A purchase order (PO) is a document that a buyer sends to a seller to authorize the purchase of goods. In contrast, an invoice is a document that a seller sends to a buyer to request payment for goods that have already been delivered.

No matter the size or industry of your business, documentation is inevitable.

Especially when it comes to financial documents, any accountant will tell you how important it is to stay on top of financial documents to avoid trouble later down the line. 

In this article, we will be focusing on what a purchase order is and how it is different to an invoice.

Although they may seem similar, this article will help you understand the key differences between a purchase order vs an invoice so you can stay on top of managing cash flow, tracking orders, avoiding disputes and staying compliant with the tax authorities.

What Is a Purchase Order?

A purchase order (abbreviated as PO) is a document sent by a buyer to the seller to request a purchase. It outlines order details, product specifications, billing terms and shipping terms. Once the seller approves the purchase order, it will impose obligations and become a legally binding contract to all those involved.

A purchase order helps to ensure that both parties are clear on the transaction terms and can be used to track the order and resolve any disputes.

In addition, purchase orders are used within a purchasing department to keep records of the company spending and used within an account payable department to match with future invoices.

💡 Tip: The seller may reject a purchase order due to product availability, quality standard, etc. The buyer then negotiates or finds another supplier.

If the seller cancels an approved purchase order, the purchase order terms and conditions will determine whether or not there will be legal consequences.

What does a Purchase Order look like?

A purchase order typically includes 

  • the buyer's name and contact details
  • the billing address
  • the shipping address
  • the vendor's name and contact details
  • the date of the purchase order
  • the quantity and unit price of each item
  • the total price of the order
  • the shipping terms
  • the payment terms

Here is what a basic purchase order could look like.

an example of a payment order

What Is an Invoice?

An invoice is a document a seller sends to a buyer primarily to collect payment. It includes details such as products or services provided, grand total, payment terms, and other related information useful for the payment process.

💡Tip: The above definition is the most common, but invoices have multiple uses and different types that suit different industries, for example, commercial invoices, proforma invoices, etc.

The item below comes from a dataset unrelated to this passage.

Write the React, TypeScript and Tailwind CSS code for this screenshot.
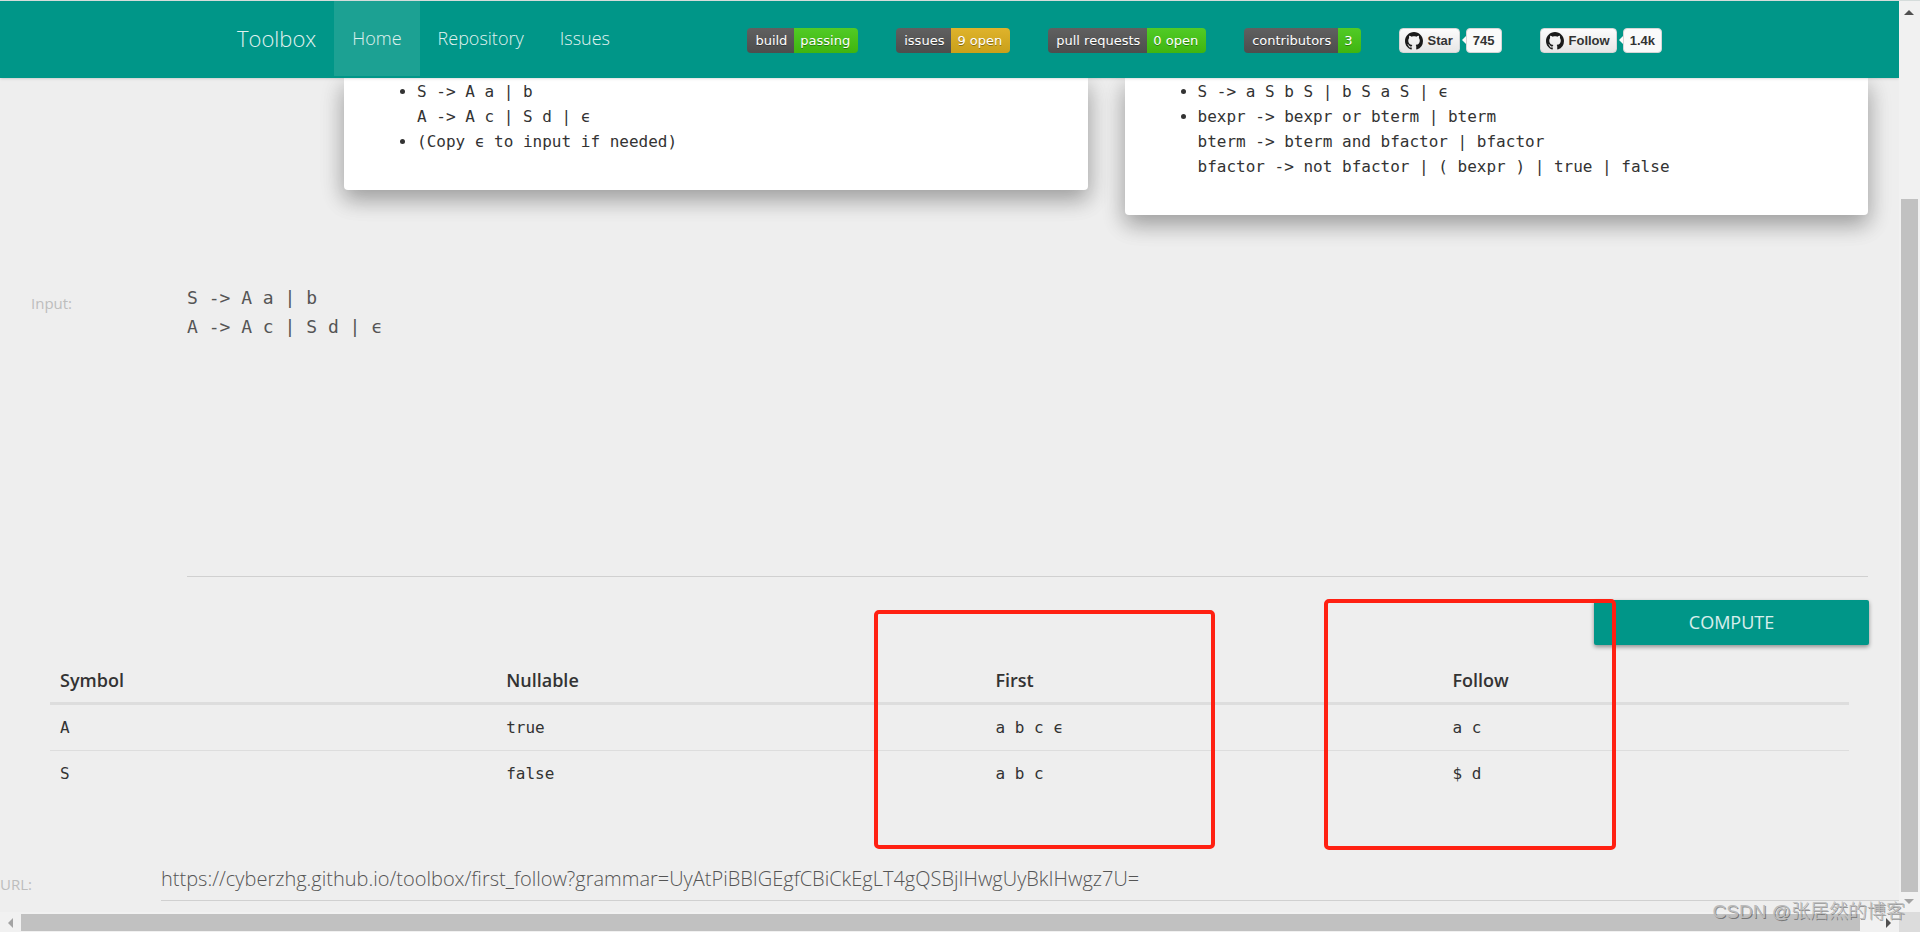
const navLinks = [
  { label: "Home", active: true },
  { label: "Repository", active: false },
  { label: "Issues", active: false },
];

const badges = [
  { label: "build", value: "passing", color: "from-[#51cb25] to-[#3fb50f]" },
  { label: "issues", value: "9 open", color: "from-[#dfb32b] to-[#c9a01a]" },
  { label: "pull requests", value: "0 open", color: "from-[#51cb25] to-[#3fb50f]" },
  { label: "contributors", value: "3", color: "from-[#51cb25] to-[#3fb50f]" },
];

const socials = [
  { label: "Star", count: "745" },
  { label: "Follow", count: "1.4k" },
];

const rows = [
  { symbol: "A", nullable: "true", first: "a b c ϵ", follow: "a c" },
  { symbol: "S", nullable: "false", first: "a b c", follow: "$ d" },
];

const mono = "font-['DejaVu_Sans_Mono',monospace]";

function Navbar() {
  return (
    <header className="relative z-10 h-[78px] border-t border-[#d5dcdb] bg-[#009688] shadow-sm">
      <div className="mx-auto flex max-w-[1425px] items-start justify-between">
        <nav className="flex items-center font-light text-[#e0f2f0]">
          <a href="#" className="mr-[18px] text-[22px] leading-[75px]">Toolbox</a>
          {navLinks.map((link) => (
            <a
              key={link.label}
              href="#"
              className={`px-[18px] text-[18px] leading-[75px] ${link.active ? "bg-[#1ca193]" : ""}`}
            >
              {link.label}
            </a>
          ))}
        </nav>
        <div className="flex gap-[38px] pt-[27px]">
          {badges.map((badge) => (
            <Badge key={badge.label} {...badge} />
          ))}
          {socials.map((social) => (
            <SocialBadge key={social.label} {...social} />
          ))}
        </div>
      </div>
    </header>
  );
}

function Badge({ label, value, color }: { label: string; value: string; color: string }) {
  return (
    <a
      href="#"
      className="flex h-[25px] overflow-hidden rounded font-['DejaVu_Sans',sans-serif] text-[13px] leading-[25px] whitespace-nowrap text-white [text-shadow:0_1px_0_rgba(1,1,1,0.35)]"
    >
      <span className="bg-linear-to-b from-[#606060] to-[#4d4d4d] pr-[7px] pl-2">{label}</span>
      <span className={`bg-linear-to-b pr-2 pl-1.5 ${color}`}>{value}</span>
    </a>
  );
}

function GithubMark() {
  return (
    <svg className="size-[18px] text-[#1b1b1b]" viewBox="0 0 16 16" fill="currentColor">
      <path d="M8 0C3.58 0 0 3.58 0 8c0 3.54 2.29 6.53 5.47 7.59.4.07.55-.17.55-.38 0-.19-.01-.82-.01-1.49-2.01.37-2.53-.49-2.69-.94-.09-.23-.48-.94-.82-1.13-.28-.15-.68-.52-.01-.53.63-.01 1.08.58 1.23.82.72 1.21 1.87.87 2.33.66.07-.52.28-.87.51-1.07-1.78-.2-3.64-.89-3.64-3.95 0-.87.31-1.59.82-2.15-.08-.2-.36-1.02.08-2.12 0 0 .67-.21 2.2.82.64-.18 1.32-.27 2-.27s1.36.09 2 .27c1.53-1.04 2.2-.82 2.2-.82.44 1.1.16 1.92.08 2.12.51.56.82 1.27.82 2.15 0 3.07-1.87 3.75-3.65 3.95.29.25.54.73.54 1.48 0 1.07-.01 1.93-.01 2.2 0 .21.15.46.55.38A8.01 8.01 0 0 0 16 8c0-4.42-3.58-8-8-8z" />
    </svg>
  );
}

function SocialBadge({ label, count }: { label: string; count: string }) {
  return (
    <a
      href="#"
      className="flex h-[25px] font-['Liberation_Sans',sans-serif] text-[13px] leading-[23px] font-bold whitespace-nowrap text-[#333]"
    >
      <span className="flex items-center gap-[5px] rounded-sm border border-[#d5d5d5] bg-linear-to-b from-[#fcfcfc] to-[#e6e6e6] pr-1.5 pl-[5px]">
        <GithubMark />
        {label}
      </span>
      <svg className="mt-2 h-2 w-1.5" viewBox="0 0 6 8">
        <path d="M6 0v8L2 4z" fill="#fafafa" />
      </svg>
      <span className="rounded-sm border border-[#d5d5d5] bg-[#fafafa] px-1.5">{count}</span>
    </a>
  );
}

function ExampleCard({ items }: { items: string[] }) {
  return (
    <div className="rounded-b-sm bg-white pt-px pb-9 pl-[73px] shadow-[0_10px_21px_rgba(0,0,0,0.2),0_8px_25px_rgba(0,0,0,0.19)]">
      <ul className={`list-disc text-[16px] leading-[25px] whitespace-pre ${mono}`}>
        {items.map((item) => (
          <li key={item}>{item}</li>
        ))}
      </ul>
    </div>
  );
}

function Arrow({ d, color }: { d: string; color: string }) {
  return (
    <svg className="size-5 shrink-0" viewBox="0 0 20 20">
      <path d={d} fill={color} />
    </svg>
  );
}

export default function App() {
  return (
    <div className="relative grid h-screen grid-cols-[minmax(0,1fr)_21px] grid-rows-[minmax(0,1fr)_20px] overflow-hidden bg-[#eee] font-['Open_Sans',sans-serif] text-[#333]">
      <div className="overflow-hidden">
        <Navbar />

        <section className="grid grid-cols-2 items-start gap-[37px] pr-[31px] pl-[344px]">
          <ExampleCard items={["S -> A a | b\nA -> A c | S d | ϵ", "(Copy ϵ to input if needed)"]} />
          <ExampleCard
            items={[
              "S -> a S b S | b S a S | ϵ",
              "bexpr -> bexpr or bterm | bterm\nbterm -> bterm and bfactor | bfactor\nbfactor -> not bfactor | ( bexpr ) | true | false",
            ]}
          />
        </section>

        <section className="mt-[68px] flex items-start pr-[31px]">
          <label htmlFor="grammar" className="w-[187px] shrink-0 pt-[10px] pl-[31px] text-[15px] leading-5 text-[#bdbdbd]">
            Input:
          </label>
          <textarea
            id="grammar"
            className={`h-[294px] flex-1 resize-none border-b border-[#d0d0d0] text-[18px] leading-[29px] text-[#555] outline-none ${mono}`}
            defaultValue={"S -> A a | b\nA -> A c | S d | ϵ"}
          />
        </section>

        <div className="mt-[23px] flex justify-end pr-[30px]">
          <button className="h-[45px] w-[275px] rounded-xs bg-[#009688] text-[18px] text-white/85 shadow-[0_2px_4px_rgba(0,0,0,0.4)]">
            COMPUTE
          </button>
        </div>

        <div className="mt-[13px] px-[50px]">
          <table className="w-full table-fixed border-separate border-spacing-0 text-left">
            <thead className="text-[18px] leading-6">
              <tr className="*:h-[47px] *:border-b-3 *:border-[#ddd] *:pl-[10px] *:font-semibold">
                <th className="w-[24.8%]">Symbol</th>
                <th className="w-[27.2%]">Nullable</th>
                <th className="w-[25.4%]">First</th>
                <th>Follow</th>
              </tr>
            </thead>
            <tbody className={`text-[16px] ${mono}`}>
              {rows.map((row) => (
                <tr
                  key={row.symbol}
                  className="*:h-[46px] *:border-b *:border-[#ddd] *:pl-[10px] last:*:border-transparent"
                >
                  <td>{row.symbol}</td>
                  <td>{row.nullable}</td>
                  <td>{row.first}</td>
                  <td>{row.follow}</td>
                </tr>
              ))}
            </tbody>
          </table>
        </div>

        <div className="mt-[60px] flex">
          <label htmlFor="url" className="w-[161px] shrink-0 pt-[17px] text-[15px] leading-5 text-[#bdbdbd]">
            URL:
          </label>
          <input
            id="url"
            readOnly
            className="h-11 flex-1 border-b border-[#d0d0d0] text-[20px] font-light text-[#555] outline-none"
            value="https://cyberzhg.github.io/toolbox/first_follow?grammar=UyAtPiBBIGEgfCBiCkEgLT4gQSBjIHwgUyBkIHwgz7U="
          />
        </div>
      </div>

      {/* vertical scrollbar */}
      <div className="flex flex-col border-t border-[#d5dcdb] bg-[#f1f1f1] px-0.5">
        <Arrow d="M3 14h10L8 9z" color="#505050" />
        <div className="flex-[178]" />
        <div className="flex-[692] bg-[#c1c1c1]" />
        <Arrow d="M3 7h10l-5 5z" color="#a3a3a3" />
      </div>

      {/* horizontal scrollbar */}
      <div className="flex bg-[#f1f1f1] pt-0.5 pb-px">
        <Arrow d="M13 4v10L8 9z" color="#a3a3a3" />
        <div className="ml-px flex-[1839] bg-[#c1c1c1]" />
        <div className="flex-[19]" />
        <Arrow d="M7 4v10l5-5z" color="#505050" />
      </div>
      <div className="bg-[#dcdcdc]" />

      <div className="absolute top-[610px] left-[874px] h-[239px] w-[341px] rounded-[5px] border-4 border-[#ff2012]" />
      <div className="absolute top-[599px] left-[1324px] h-[251px] w-[292px] rounded-[5px] border-4 border-[#ff2012]" />

      <p className="absolute right-[15px] bottom-[8px] font-['Liberation_Sans','Noto_Sans_CJK_SC',sans-serif] text-[19px] leading-6 font-light text-[#bbb] [text-shadow:1px_1px_0_rgba(0,0,0,0.4)]">
        CSDN @张居然的博客
      </p>
    </div>
  );
}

To learn more about their types and when to use each one, check out our article on what is an Invoice. 

Key Differences Between a Purchase Order and an Invoice

The key difference is a purchase order is used to authorize the purchase of goods, while an invoice is used to collect payment for the products or services sold.

Nonetheless, there are a few more differences worth noting. 

Let's take a closer look at them.

  Purchase order Invoice
Purposes and Functions Request confirmation to supply goods Request payment for goods delivered
Sender Buyer Seller
Content Unique content such as purchase order number (PO number) and shipping term Unique content such as invoice number and taxes 
Timing Typically before the delivery of goods Typically after the delivery of goods
Legal Binding Yes, after the seller approves Not necessarily

Purposes and Functions

In essence, a purchase order's purpose is to request confirmation from the seller to supply goods, whereas an invoice's primary purpose is to request invoice payment for goods rendered.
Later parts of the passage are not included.